—written by Norma
The first time I saw Kotex on a store shelf without its brown wrapper disguise, I nearly swooned. Imagine my horror when television sprouted ads for feminine hygiene spray, douches, bras, and lastly, condoms. Note the inequity here.
Why not ads for jock straps, deodorant dip?
I can’t imagine how men ever ride a horse or bicycle in comfort. What a chore of rearranging this must entail, considering how I must wiggle when wanting to sleep painlessly on my stomach. Horses and bikes hit bumps.
Dr. Freud? There are plenty of ladies without an inch of penis envy. Convenient as it might be to urinate standing up or fun to write one’s name in the snow, moving with a top has to be easier than running about with a smaller equivalent between one’s legs. Alas, I’ll never know, will I?
Jock strap ads could include cup sizes. Wasn’t that a hoot about the girl Little Leaguer being told she should wear one of those cup gadgets? Different fabrics could be touted along with washing temperatures and non-allergenic soaps to give the dainty contraption beauty and long life. Maybe a model with garters or suspenders to eliminate ride up or ride down—something we women could use when clad in those skimpy panties with a string crotch and leg holes yawning open to the waist. Talk about being sawed in two. Worse, I can’t, on the first try, get into the dratted things: the wispy crotch is the same size as the leg openings.

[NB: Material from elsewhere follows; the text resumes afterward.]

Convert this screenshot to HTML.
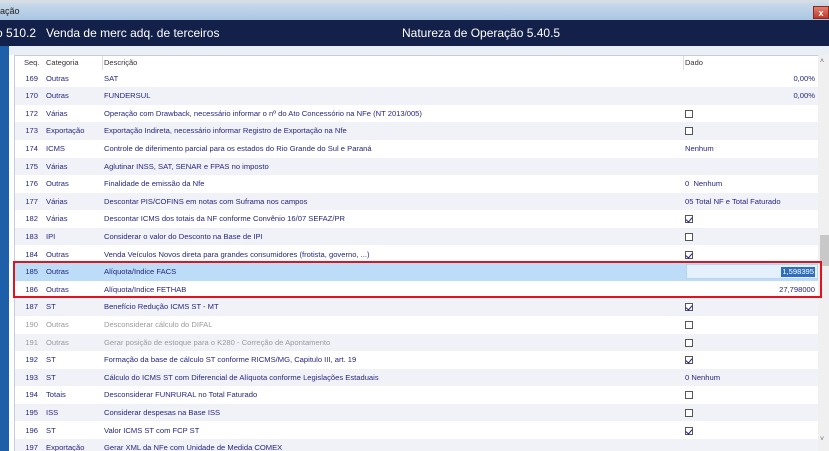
<!DOCTYPE html>
<html><head><meta charset="utf-8"><style>
*{margin:0;padding:0;box-sizing:border-box}
body{width:829px;height:451px;overflow:hidden;position:relative;background:#fff;font-family:"Liberation Sans",Tahoma,sans-serif}
.title{position:absolute;left:0;top:0;width:829px;height:20px;background:linear-gradient(#d8dde3 0,#d8dde3 2px,#c9daea 3px,#a9c6e2 20px);font-size:9px;color:#222;line-height:22px;padding-left:0}
.close{position:absolute;left:813px;top:6px;width:16px;height:13px;background:linear-gradient(#e08070,#c0392b);color:#fff;font-size:9px;font-weight:bold;text-align:center;line-height:13px;border:1px solid #8a2a1e}
.band{position:absolute;left:0;top:20px;width:829px;height:26px;background:#13214a;color:#fff;font-size:12px;line-height:26px}
.strip{position:absolute;left:0;top:46px;width:9px;height:405px;background:#1d5fa8}
.light{position:absolute;left:9px;top:46px;width:820px;height:9px;background:#eaeff6}
.panel{position:absolute;left:14px;top:55px;width:804px;height:396px;border-left:1px solid #c8ccd4;border-top:1px solid #c8ccd4;overflow:hidden}
.hdr{position:absolute;left:0;top:0;width:804px;height:13px;font-size:7.5px;color:#333;line-height:14px;background:#fff}
.hdr span{position:absolute}
.row{position:absolute;left:0;width:804px;height:17.6px;font-size:7.6px;color:#262680;line-height:17.6px}
.row.a{background:#f1f2f8}
.row.g{color:#9a9a9a}
.row span{position:absolute;white-space:nowrap}
.s{left:0;width:23px;text-align:right}
.c{left:31px}
.d{left:89px}
.v{left:670px}
.r{right:4px}
.cb{position:absolute;left:670px;top:5px;width:8px;height:8px;border:1px solid #555;background:#fff}
.cb.k::after{content:"";position:absolute;left:1px;top:0px;width:3px;height:5px;border-right:1.5px solid #1a1a8a;border-bottom:1.5px solid #1a1a8a;transform:rotate(40deg)}
.sel{background:#bcdcf8}
.selcell{position:absolute;left:671px;top:1px;width:132px;height:15px;background:#e4f0fc;border:1px solid #b8d4ee}
.hl{position:absolute;right:2px;top:2px;height:10px;background:#2f6ebd;color:#fff;line-height:10px;padding:0 1px}
.redbox{position:absolute;left:13px;top:261px;width:809px;height:37px;border:2px solid #e0141e}
.sb{position:absolute;left:818px;top:55px;width:11px;height:396px;background:#f0f0f0}
.thumb{position:absolute;left:820px;top:235px;width:9px;height:31px;background:#c8c8c8}
.ar{position:absolute;left:820px;font-size:7px;color:#666}
</style></head><body>
<div class="title">ação</div>
<div class="close">x</div>
<div class="band"><span style="position:absolute;left:-4px">o 510.2&nbsp;&nbsp; Venda de merc adq. de terceiros</span><span style="position:absolute;left:402px">Natureza de Operação 5.40.5</span></div>
<div class="strip"></div>
<div class="light"></div>
<div class="panel">
<div class="hdr"><span style="left:9px">Seq.</span><span style="left:31px">Categoria</span><span style="left:89px;border-left:1px solid #ddd;padding-left:1px;margin-left:-2px">Descrição</span><span style="left:670px;border-left:1px solid #ddd;padding-left:1px;margin-left:-2px">Dado</span></div>
<div class="row" style="top:13.5px"><span class="s">169</span><span class="c">Outras</span><span class="d">SAT</span><span class="r">0,00%</span></div>
<div class="row a" style="top:31.1px"><span class="s">170</span><span class="c">Outras</span><span class="d">FUNDERSUL</span><span class="r">0,00%</span></div>
<div class="row" style="top:48.7px"><span class="s">172</span><span class="c">Várias</span><span class="d">Operação com Drawback, necessário informar o nº do Ato Concessório na NFe (NT 2013/005)</span><i class="cb"></i></div>
<div class="row a" style="top:66.3px"><span class="s">173</span><span class="c">Exportação</span><span class="d">Exportação Indireta, necessário informar Registro de Exportação na Nfe</span><i class="cb"></i></div>
<div class="row" style="top:83.9px"><span class="s">174</span><span class="c">ICMS</span><span class="d">Controle de diferimento parcial para os estados do Rio Grande do Sul e Paraná</span><span class="v">Nenhum</span></div>
<div class="row a" style="top:101.5px"><span class="s">175</span><span class="c">Várias</span><span class="d">Aglutinar INSS, SAT, SENAR e FPAS no imposto</span></div>
<div class="row" style="top:119.1px"><span class="s">176</span><span class="c">Outras</span><span class="d">Finalidade de emissão da Nfe</span><span class="v">0&nbsp; Nenhum</span></div>
<div class="row a" style="top:136.7px"><span class="s">177</span><span class="c">Várias</span><span class="d">Descontar PIS/COFINS em notas com Suframa nos campos</span><span class="v">05 Total NF e Total Faturado</span></div>
<div class="row" style="top:154.3px"><span class="s">182</span><span class="c">Várias</span><span class="d">Descontar ICMS dos totais da NF conforme Convênio 16/07 SEFAZ/PR</span><i class="cb k"></i></div>
<div class="row a" style="top:171.9px"><span class="s">183</span><span class="c">IPI</span><span class="d">Considerar o valor do Desconto na Base de IPI</span><i class="cb"></i></div>
<div class="row" style="top:189.5px"><span class="s">184</span><span class="c">Outras</span><span class="d">Venda Veículos Novos direta para grandes consumidores (frotista, governo, ...)</span><i class="cb k"></i></div>
<div class="row sel" style="top:207.1px"><span class="s">185</span><span class="c">Outras</span><span class="d">Alíquota/Indice FACS</span><div class="selcell"><span class="hl">1,598395</span></div></div>
<div class="row" style="top:224.7px"><span class="s">186</span><span class="c">Outras</span><span class="d">Alíquota/Indice FETHAB</span><span class="r">27,798000</span></div>
<div class="row a" style="top:242.3px"><span class="s">187</span><span class="c">ST</span><span class="d">Benefício Redução ICMS ST - MT</span><i class="cb k"></i></div>
<div class="row g" style="top:259.9px"><span class="s">190</span><span class="c">Outras</span><span class="d">Desconsiderar cálculo do DIFAL</span><i class="cb"></i></div>
<div class="row a g" style="top:277.5px"><span class="s">191</span><span class="c">Outras</span><span class="d">Gerar posição de estoque para o K280 - Correção de Apontamento</span><i class="cb"></i></div>
<div class="row" style="top:295.1px"><span class="s">192</span><span class="c">ST</span><span class="d">Formação da base de cálculo ST conforme RICMS/MG, Capitulo III, art. 19</span><i class="cb k"></i></div>
<div class="row a" style="top:312.7px"><span class="s">193</span><span class="c">ST</span><span class="d">Cálculo do ICMS ST com Diferencial de Alíquota conforme Legislações Estaduais</span><span class="v">0 Nenhum</span></div>
<div class="row" style="top:330.3px"><span class="s">194</span><span class="c">Totais</span><span class="d">Desconsiderar FUNRURAL no Total Faturado</span><i class="cb"></i></div>
<div class="row a" style="top:347.9px"><span class="s">195</span><span class="c">ISS</span><span class="d">Considerar despesas na Base ISS</span><i class="cb"></i></div>
<div class="row" style="top:365.5px"><span class="s">196</span><span class="c">ST</span><span class="d">Valor ICMS ST com FCP ST</span><i class="cb k"></i></div>
<div class="row a" style="top:383.1px"><span class="s">197</span><span class="c">Exportação</span><span class="d">Gerar XML da NFe com Unidade de Medida COMEX</span></div>
</div>
<div class="sb"></div>
<div class="thumb"></div>
<div class="ar" style="top:58px">˄</div>
<div class="ar" style="top:436px">˅</div>
<div class="redbox"></div>
</body></html>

Shaving to accommodate the “vee” look of women’s swimwear is akin to being “prepped” for childbirth. I haven’t the itch resistance for that scene. I don’t like the elongated look, anyway.
Worse is the bare behind with thong. Speak of being cheeky! Is there no shame?
Bathing beauty movie star Esther Williams founded a swimsuit company years ago. She admired the one-piece suit that made a woman’s body sleekly curvaceous. Apparently she isn’t taken with the latest swim fashions. She’s credited with describing the suits of today as being nothing but “two cups and a string.”